La più classica tra le suddivisioni della memoria, nello studio del comportamento umano e dei suoi correlati neurobiologici, è sicuramente quella tra memoria a lungo termine (MLT) e memoria a breve termine (MBT), definita anche come working memory (“memoria di lavoro”).
Per tracciare facilmente una differenza tra le due tipologie di memoria, basta riportare alcuni semplici esempi: la memoria a lungo termine riguarda l’accesso ad informazioni acquisite nel passato, come il ricordo di un avvenimento della propria vita; la memoria a breve termine, invece, è riassumibile nella capacità di ricordare informazioni appena presentate ai nostri sensi, come la ripetizione di una serie numerica appena ascoltata.

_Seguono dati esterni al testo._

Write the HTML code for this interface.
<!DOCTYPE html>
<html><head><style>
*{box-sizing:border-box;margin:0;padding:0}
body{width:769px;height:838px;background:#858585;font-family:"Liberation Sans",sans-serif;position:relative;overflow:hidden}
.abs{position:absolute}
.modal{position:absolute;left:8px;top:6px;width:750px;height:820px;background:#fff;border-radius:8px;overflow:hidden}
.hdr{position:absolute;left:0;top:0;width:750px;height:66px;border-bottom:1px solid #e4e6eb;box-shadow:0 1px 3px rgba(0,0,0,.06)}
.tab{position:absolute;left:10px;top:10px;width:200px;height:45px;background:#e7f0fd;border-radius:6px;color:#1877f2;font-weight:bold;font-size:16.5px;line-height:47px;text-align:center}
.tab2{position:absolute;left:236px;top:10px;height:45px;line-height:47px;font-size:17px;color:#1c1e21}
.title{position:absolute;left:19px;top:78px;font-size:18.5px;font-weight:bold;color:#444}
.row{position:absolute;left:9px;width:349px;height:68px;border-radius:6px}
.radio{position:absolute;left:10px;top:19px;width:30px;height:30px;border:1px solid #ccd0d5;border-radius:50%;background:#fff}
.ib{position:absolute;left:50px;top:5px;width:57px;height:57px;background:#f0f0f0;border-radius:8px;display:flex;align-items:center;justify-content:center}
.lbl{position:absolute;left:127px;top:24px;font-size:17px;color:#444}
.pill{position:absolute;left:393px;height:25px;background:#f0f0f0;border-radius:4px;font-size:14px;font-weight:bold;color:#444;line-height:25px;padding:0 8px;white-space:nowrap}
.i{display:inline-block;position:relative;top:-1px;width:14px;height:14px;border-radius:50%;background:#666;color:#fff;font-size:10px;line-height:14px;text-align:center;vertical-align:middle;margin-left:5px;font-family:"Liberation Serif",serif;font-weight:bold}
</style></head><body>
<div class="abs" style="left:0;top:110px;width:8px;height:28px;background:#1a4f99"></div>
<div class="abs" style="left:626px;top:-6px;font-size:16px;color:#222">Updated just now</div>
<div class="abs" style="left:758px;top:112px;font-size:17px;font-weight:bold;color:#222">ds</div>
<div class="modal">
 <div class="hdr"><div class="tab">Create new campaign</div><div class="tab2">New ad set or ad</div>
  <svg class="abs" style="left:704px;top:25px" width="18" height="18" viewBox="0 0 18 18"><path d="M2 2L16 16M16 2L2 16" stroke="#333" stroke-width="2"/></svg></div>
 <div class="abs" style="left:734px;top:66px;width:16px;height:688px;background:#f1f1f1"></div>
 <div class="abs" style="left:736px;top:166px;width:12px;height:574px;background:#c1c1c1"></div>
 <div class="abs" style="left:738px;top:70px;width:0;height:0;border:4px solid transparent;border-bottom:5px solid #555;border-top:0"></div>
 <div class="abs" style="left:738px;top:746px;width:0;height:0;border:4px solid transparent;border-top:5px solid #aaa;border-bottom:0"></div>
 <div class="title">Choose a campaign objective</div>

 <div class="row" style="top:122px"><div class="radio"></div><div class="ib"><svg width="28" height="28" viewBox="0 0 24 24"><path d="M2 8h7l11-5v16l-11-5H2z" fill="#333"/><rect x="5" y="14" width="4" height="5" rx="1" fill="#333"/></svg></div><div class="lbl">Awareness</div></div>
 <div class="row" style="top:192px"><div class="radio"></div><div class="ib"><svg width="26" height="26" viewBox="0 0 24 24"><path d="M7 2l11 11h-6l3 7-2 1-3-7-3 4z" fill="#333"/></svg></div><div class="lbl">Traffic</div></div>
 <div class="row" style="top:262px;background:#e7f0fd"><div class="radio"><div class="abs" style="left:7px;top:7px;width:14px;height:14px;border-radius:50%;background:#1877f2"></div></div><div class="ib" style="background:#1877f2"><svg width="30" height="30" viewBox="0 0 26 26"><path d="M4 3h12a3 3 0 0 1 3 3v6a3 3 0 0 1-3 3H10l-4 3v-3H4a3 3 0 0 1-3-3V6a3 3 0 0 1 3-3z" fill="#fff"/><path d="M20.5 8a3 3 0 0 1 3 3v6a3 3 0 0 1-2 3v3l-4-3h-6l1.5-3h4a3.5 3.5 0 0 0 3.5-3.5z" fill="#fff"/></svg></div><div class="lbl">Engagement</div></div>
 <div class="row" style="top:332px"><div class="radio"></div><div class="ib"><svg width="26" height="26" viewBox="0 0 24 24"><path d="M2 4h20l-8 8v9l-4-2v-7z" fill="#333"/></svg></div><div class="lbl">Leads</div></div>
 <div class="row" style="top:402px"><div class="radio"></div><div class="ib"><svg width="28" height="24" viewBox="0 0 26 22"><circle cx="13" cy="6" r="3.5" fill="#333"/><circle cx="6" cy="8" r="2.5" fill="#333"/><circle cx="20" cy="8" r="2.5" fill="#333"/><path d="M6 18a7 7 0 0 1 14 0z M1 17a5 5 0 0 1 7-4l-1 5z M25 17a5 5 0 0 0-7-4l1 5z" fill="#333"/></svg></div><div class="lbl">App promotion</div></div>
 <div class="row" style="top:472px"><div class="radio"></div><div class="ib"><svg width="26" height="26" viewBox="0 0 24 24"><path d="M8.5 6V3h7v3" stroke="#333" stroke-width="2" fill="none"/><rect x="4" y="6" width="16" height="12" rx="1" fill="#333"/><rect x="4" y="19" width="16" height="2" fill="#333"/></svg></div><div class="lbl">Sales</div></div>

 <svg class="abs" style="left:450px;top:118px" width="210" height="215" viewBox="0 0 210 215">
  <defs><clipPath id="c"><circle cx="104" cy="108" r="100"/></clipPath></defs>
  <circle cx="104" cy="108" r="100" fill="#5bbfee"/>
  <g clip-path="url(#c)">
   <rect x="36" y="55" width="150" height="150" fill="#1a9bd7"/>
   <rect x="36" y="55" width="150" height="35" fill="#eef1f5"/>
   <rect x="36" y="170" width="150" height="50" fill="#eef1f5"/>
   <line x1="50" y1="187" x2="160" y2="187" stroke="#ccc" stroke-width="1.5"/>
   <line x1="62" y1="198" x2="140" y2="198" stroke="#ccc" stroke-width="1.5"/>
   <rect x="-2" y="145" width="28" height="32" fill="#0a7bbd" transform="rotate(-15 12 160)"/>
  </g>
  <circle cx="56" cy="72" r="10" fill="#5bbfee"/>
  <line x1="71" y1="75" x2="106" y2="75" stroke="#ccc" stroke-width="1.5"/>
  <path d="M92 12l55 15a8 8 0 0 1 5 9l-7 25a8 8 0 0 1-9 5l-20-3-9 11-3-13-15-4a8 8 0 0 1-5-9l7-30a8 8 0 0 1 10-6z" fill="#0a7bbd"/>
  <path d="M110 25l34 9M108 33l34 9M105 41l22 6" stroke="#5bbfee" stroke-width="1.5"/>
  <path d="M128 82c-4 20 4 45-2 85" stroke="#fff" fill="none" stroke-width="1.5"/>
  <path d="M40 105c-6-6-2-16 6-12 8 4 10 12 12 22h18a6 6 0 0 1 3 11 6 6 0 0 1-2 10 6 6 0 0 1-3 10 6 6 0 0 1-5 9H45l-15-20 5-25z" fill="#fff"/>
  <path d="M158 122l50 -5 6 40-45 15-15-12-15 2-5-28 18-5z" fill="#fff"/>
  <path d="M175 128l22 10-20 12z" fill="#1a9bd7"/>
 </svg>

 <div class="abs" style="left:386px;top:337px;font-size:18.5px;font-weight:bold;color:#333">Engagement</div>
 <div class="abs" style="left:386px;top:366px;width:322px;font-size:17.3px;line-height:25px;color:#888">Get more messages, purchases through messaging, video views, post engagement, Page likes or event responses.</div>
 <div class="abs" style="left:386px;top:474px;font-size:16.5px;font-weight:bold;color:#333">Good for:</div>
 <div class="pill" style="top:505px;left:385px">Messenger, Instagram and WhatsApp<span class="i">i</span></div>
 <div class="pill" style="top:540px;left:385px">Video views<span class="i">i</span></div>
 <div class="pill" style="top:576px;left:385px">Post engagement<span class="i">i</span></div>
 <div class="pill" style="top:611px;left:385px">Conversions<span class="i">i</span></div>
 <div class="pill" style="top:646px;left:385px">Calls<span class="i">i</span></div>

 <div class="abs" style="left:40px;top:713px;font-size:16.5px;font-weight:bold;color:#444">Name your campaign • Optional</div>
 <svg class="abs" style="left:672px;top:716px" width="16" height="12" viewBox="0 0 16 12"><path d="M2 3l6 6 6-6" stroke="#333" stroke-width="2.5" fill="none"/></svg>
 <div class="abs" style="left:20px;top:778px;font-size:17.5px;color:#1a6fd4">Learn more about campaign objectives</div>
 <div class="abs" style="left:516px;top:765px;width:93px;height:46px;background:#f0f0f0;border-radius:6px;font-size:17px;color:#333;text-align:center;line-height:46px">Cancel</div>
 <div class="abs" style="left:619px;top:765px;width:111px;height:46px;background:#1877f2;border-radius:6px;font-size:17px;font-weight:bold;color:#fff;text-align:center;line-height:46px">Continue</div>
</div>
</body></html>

Come è risaputo, la memoria a breve termine ha una capacità limitata, la quale ha poco a che vedere con la qualità degli elementi da ricordare: che siano lettere, numeri o parole, solitamente un giovane adulto senza addestramento mnemonico è in grado di tenere a mente circa 7 o 8 oggetti.
Inoltre, senza un’adeguata ripetizione di quegli stessi elementi, solitamente la maggior parte di questi cadono nell’oblio dopo un tempo brevissimo, anche inferiore ai 20 secondi.
Perché la memoria a breve termine viene definita come memoria di lavoro?
Il lavoro che più di tutti ha definito il meccanismo sottostante al concetto di working memory è datato 1990. Alan Baddeley, nel suo celebre modello, discerne tre componenti fondamentali che permettono all’uomo non solo di ricordare, ma anche di “lavorare” su informazioni recenti in modo da rielaborarle e riutilizzarle:
- L’Esecutivo centrale può essere considerato come un sistema supervisore necessariamente flessibile, in grado di regolare i processi cognitivi attraverso la coordinazione degli altri due sistemi, ad esso subordinati, così come di regolare l’attenzione selettiva e l’inibizione di un comportamento, coordinando l’esecuzione di compiti.
- Il Loop Fonologico, invece, si occupa del trattamento dell’informazione sia fonetica che fonologica. Le sue due componenti sono un magazzino fonologico a breve termine, le cui informazioni contenute all’interno decadono velocemente, ed un sistema di ripetizione articolatoria. Proprio questo processo di ripetizione permette il mantenimento di informazioni che altrimenti andrebbero perdute.
- Il Taccuino visuospaziale, infine, riguarda la capacità di elaborazione e mantenimento di informazioni visuo-spaziali, come ad esempio le immagini mentali.
Negli anni 2000, nuovi studi condotti da Beddeley hanno portato alla concettualizzazione di una quarta componente, denominata Buffer episodico; quest’ultima svolgerebbe un ruolo fondamentale nell’interazione tra la memoria di lavoro e la memoria a lungo termine, permettendo il passaggio di informazione tra diversi magazzini.
Le basi neurali della memoria di lavoro
Come spesso accade nell’ambito della neuropsicologia, successivi studi indirizzati a comprendere i correlati neurali nei compiti di memoria hanno permesso di rintracciare diverse aree coinvolte in questo particolare tipo di funzione cerebrale.
In particolare, un lavoro di Ray del 2008 propone le regioni frontoparietali di entrambi gli emisferi come network fondamentali per l’attività della working memory, con una più pronunciata attivazione dell’emisfero sinistro per compiti di memoria di lavoro verbale.
Ancora oggi, in ogni caso, l’argomento rimane piuttosto dibattuto, soprattutto considerando i tanti lavori prettamente neurobiologici indirizzati verso l’attività specifica di particolari gruppi neuronali all’interno della corteccia cerebrale.
fonti:
- Baddeley, A. D. (1990). The development of the concept of working memory: implications and contributions of neuropsychology.
- Baddeley, A. (2000). The episodic buffer: a new component of working memory?. Trends in cognitive sciences, 4(11), 417-423.
- Ray, M. K., Mackay, C. E., Harmer, C. J., & Crow, T. J. (2008). Bilateral generic working memory circuit requires left-lateralized addition for verbal processing. Cerebral Cortex, 18(6), 1421-1428.